## WHAT IS EXPECTED
Collect all lines containing the word "index" from the data.

## DATA SEGMENT
-*-
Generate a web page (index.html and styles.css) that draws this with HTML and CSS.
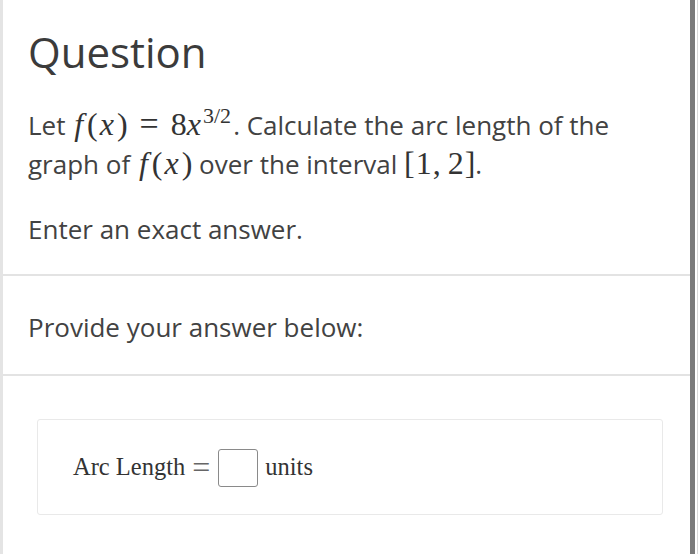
FILE: index.html
```html
<!DOCTYPE html>
<html>
<head>
<meta charset="utf-8">
<link rel="stylesheet" href="styles.css">
</head>
<body>
<div class="frame">
  <div class="edge-left"></div>
  <main class="main">
    <section class="question">
      <h1 class="title">Question</h1>
      <p class="text lead">Let <span class="math"><i class="fn">f</i>(<i class="var">x</i>)<span class="op">=</span>8<i class="base">x</i><sup>3/2</sup></span>. Calculate the arc length of the graph of <span class="math"><i class="fn">f</i>(<i class="var">x</i>)</span> over the interval <span class="math">[<span class="num">1</span>,<span class="thin"></span><span class="num">2</span>]</span>.</p>
      <p class="text hint">Enter an exact answer.</p>
    </section>
    <section class="prompt">
      <p class="text">Provide your answer below:</p>
    </section>
    <section class="answer">
      <div class="answer-box">
        <span class="label">Arc Length</span><span class="eq">=</span><span class="input"></span><span class="unit">units</span>
      </div>
    </section>
  </main>
  <div class="edge-right"></div>
  <div class="gap"></div>
  <div class="edge-line"></div>
  <div class="tail"></div>
</div>
</body>
</html>
```
FILE: styles.css
```css
html, body {
  margin: 0;
  padding: 0;
  background: #fff;
}
.frame {
  display: flex;
  height: 554px;
  width: 700px;
  overflow: hidden;
}
.edge-left {
  width: 3px;
  background: #e4e4e4;
  flex: none;
}
.main {
  flex: 1;
  display: flex;
  flex-direction: column;
  font-family: "Open Sans", sans-serif;
  color: #424242;
}
.edge-right {
  width: 5px;
  background: #7b7b7b;
  flex: none;
}
.gap { width: 2px; flex: none; }
.edge-line { width: 1px; background: #d8d8d8; flex: none; }
.tail { width: 2px; flex: none; }

.question {
  box-sizing: border-box;
  padding: 27px 25px 0;
  height: 276px;
  border-bottom: 2px solid #e3e3e3;
}
.title {
  margin: 0;
  font-weight: 400;
  font-size: 42px;
  line-height: 50px;
  color: #3b3b3b;
}
.text {
  margin: 0;
  font-size: 26px;
  line-height: 39px;
}
.lead {
  margin-top: 29px;
}
.hint {
  margin-top: 26px;
}
.math {
  font-family: "Liberation Serif", serif;
  font-size: 32px;
  line-height: 1;
  color: #333;
}
.math i { font-style: italic; }
.fn { padding: 0 4px 0 2px; }
.var { padding: 0 2px; margin-right: 1px; }
.base { padding-right: 1px; }
.op { margin: 0 12px; font-size: 34px; }
.num { padding: 0 1px; }
.thin { display: inline-block; width: 6px; }
.math sup {
  font-size: 22px;
  line-height: 0;
  vertical-align: 12px;
  padding: 0 2px 0 1px;
}
.prompt {
  box-sizing: border-box;
  height: 100px;
  padding: 32px 25px 0;
  border-bottom: 2px solid #e3e3e3;
}
.answer {
  padding: 43px 0 0 34px;
}
.answer-box {
  width: 626px;
  height: 96px;
  border: 1px solid #e9e9e9;
  border-radius: 3px;
  display: flex;
  align-items: center;
  padding-left: 35px;
  box-sizing: border-box;
  font-family: "Liberation Serif", serif;
  font-size: 24.5px;
  color: #333;
}
.eq { margin: 0 8px 0 7px; font-size: 32px; color: #666; line-height: 1; }
.input {
  width: 40px;
  height: 38px;
  box-sizing: border-box;
  border: 1px solid #8a8a8a;
  border-radius: 3px;
  margin-right: 7px;
  margin-top: 1px;
}
```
-*-
## SOLUTION TO THE EXERCISE
Generate a web page (index.html and styles.css) that draws this with HTML and CSS.
FILE: index.html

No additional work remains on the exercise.